(Rows from a dataset of pages and code)
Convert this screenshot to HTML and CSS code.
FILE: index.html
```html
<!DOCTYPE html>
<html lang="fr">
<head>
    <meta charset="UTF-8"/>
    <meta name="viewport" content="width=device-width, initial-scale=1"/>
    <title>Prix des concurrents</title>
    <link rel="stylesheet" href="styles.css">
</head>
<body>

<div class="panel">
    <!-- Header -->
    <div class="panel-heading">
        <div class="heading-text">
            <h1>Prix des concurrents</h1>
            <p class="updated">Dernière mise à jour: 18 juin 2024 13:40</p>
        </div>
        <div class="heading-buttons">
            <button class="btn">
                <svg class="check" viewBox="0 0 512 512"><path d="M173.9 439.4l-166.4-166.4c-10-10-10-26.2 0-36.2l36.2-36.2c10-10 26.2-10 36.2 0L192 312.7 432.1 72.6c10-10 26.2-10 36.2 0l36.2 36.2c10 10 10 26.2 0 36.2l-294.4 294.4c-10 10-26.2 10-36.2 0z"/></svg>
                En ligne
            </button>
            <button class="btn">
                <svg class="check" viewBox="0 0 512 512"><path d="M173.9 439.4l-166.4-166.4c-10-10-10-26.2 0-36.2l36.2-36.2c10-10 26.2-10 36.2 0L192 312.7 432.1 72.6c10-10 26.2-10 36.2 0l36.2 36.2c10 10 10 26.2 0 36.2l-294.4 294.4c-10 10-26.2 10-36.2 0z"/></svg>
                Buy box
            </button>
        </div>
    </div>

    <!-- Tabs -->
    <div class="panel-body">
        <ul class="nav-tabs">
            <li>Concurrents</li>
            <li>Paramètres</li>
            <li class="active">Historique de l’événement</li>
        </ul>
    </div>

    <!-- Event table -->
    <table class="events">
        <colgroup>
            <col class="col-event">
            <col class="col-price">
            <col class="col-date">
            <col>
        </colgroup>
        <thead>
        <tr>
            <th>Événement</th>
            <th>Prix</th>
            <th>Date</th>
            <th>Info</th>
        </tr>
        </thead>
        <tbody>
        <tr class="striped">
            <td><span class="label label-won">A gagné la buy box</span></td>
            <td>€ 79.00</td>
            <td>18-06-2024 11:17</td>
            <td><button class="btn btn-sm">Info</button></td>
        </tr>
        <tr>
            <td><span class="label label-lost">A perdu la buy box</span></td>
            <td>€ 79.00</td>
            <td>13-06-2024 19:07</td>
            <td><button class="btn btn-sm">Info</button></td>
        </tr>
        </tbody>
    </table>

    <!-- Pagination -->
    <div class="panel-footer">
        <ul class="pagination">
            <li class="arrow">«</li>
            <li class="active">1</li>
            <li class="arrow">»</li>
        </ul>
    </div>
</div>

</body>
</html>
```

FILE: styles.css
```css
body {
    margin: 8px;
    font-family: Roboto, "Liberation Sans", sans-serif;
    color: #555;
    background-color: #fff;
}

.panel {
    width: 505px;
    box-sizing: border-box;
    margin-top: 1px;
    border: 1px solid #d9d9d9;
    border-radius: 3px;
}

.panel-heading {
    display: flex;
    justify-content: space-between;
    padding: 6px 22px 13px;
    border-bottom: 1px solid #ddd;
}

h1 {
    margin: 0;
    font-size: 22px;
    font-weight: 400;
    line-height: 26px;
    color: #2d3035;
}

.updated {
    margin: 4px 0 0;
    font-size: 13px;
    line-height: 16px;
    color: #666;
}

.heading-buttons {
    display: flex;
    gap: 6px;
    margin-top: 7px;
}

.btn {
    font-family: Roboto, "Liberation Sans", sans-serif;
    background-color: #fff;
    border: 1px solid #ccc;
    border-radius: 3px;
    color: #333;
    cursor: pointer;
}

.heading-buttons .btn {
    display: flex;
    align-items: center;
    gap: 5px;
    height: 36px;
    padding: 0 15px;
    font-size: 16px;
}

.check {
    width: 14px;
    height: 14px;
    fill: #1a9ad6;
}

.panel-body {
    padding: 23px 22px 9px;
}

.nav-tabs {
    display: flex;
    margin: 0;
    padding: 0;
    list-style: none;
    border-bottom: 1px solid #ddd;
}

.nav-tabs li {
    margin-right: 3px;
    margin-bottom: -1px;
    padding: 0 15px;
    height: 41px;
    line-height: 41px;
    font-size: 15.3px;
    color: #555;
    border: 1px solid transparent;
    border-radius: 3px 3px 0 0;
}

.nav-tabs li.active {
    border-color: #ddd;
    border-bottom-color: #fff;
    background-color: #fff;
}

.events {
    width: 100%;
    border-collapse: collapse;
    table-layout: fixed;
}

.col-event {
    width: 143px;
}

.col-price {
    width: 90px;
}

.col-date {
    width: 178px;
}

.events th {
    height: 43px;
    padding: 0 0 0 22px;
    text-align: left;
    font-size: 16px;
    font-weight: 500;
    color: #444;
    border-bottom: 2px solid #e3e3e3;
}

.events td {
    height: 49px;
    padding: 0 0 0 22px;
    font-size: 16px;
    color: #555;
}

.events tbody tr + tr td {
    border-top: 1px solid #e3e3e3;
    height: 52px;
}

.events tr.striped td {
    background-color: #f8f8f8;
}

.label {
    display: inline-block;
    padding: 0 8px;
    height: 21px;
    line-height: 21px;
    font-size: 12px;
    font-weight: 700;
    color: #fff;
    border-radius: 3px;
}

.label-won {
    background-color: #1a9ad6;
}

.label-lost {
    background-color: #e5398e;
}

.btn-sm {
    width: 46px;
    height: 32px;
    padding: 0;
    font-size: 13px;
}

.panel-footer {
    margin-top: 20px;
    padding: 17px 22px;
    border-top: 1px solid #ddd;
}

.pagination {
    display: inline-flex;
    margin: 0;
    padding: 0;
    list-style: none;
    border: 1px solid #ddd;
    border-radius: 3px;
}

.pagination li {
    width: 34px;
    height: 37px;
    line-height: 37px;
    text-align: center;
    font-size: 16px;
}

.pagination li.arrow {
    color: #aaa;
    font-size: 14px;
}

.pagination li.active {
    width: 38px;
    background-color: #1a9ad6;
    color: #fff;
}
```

--

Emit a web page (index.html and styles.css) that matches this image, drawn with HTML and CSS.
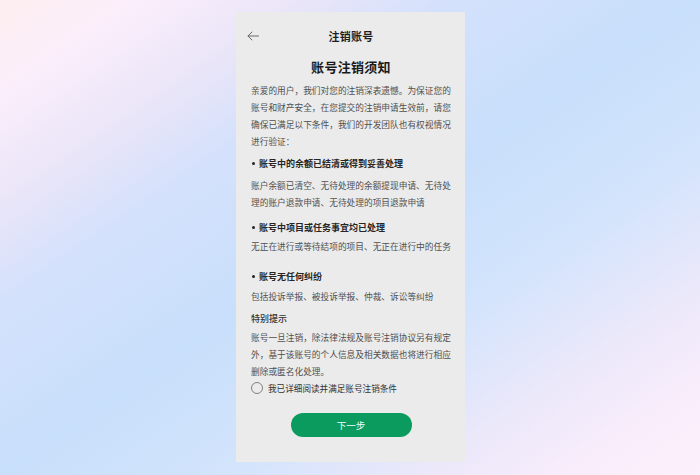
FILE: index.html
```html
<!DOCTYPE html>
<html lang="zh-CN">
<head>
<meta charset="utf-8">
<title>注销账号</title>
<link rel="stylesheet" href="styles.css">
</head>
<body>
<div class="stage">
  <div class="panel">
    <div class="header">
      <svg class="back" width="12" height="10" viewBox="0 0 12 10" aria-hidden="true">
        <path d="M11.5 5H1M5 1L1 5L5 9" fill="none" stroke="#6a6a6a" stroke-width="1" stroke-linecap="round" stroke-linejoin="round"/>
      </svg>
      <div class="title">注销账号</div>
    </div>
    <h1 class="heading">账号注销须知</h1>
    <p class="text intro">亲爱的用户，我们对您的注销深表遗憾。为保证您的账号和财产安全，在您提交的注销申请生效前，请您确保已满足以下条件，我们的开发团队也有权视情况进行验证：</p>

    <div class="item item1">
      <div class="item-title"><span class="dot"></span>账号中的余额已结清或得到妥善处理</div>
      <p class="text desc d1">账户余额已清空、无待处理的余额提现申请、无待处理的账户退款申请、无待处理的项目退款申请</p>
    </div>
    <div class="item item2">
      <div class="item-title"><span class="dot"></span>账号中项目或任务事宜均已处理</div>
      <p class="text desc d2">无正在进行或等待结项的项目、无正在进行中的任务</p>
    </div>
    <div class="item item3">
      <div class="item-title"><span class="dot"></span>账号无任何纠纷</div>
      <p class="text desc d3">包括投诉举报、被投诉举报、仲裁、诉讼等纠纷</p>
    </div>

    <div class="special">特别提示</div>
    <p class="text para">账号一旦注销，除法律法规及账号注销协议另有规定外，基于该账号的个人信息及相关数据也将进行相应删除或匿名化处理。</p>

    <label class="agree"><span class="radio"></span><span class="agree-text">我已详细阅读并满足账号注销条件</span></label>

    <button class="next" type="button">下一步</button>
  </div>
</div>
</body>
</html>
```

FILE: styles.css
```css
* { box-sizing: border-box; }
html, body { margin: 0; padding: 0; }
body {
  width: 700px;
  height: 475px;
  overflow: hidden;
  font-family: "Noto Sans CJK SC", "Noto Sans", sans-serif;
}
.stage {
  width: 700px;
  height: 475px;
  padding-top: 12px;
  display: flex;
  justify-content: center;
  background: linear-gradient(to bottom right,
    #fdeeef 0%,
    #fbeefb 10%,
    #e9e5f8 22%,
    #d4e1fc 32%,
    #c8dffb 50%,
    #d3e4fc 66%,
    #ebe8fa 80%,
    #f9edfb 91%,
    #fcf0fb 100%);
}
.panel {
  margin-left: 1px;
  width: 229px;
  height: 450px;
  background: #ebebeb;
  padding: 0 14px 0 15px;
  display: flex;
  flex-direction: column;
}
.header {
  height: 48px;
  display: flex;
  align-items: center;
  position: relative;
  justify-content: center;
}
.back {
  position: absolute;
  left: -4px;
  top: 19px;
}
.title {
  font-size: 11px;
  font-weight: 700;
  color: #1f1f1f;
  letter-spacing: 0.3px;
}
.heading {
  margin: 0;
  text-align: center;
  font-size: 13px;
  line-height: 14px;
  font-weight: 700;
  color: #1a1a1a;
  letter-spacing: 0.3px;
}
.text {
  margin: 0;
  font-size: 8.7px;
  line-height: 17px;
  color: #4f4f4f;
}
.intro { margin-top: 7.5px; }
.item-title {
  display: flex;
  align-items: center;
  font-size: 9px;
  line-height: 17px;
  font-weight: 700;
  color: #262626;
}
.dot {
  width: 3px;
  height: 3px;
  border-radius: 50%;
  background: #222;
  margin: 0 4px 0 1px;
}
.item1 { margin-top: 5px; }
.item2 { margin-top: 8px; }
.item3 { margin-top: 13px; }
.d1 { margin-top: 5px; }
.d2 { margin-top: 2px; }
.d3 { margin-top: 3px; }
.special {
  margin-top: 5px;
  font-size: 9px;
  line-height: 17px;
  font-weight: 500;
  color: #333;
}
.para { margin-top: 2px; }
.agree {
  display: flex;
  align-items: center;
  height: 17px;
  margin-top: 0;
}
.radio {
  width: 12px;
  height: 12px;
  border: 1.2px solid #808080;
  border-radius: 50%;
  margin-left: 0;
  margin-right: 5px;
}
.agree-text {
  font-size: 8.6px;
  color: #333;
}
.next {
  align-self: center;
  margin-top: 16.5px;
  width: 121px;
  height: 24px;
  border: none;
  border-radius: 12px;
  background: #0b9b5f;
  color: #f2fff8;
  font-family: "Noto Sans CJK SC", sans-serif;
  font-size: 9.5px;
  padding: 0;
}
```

**PROBLEM**
Your answer should be a single number: the count of lines in the material above that contain "styles".

**THE REPLY**
5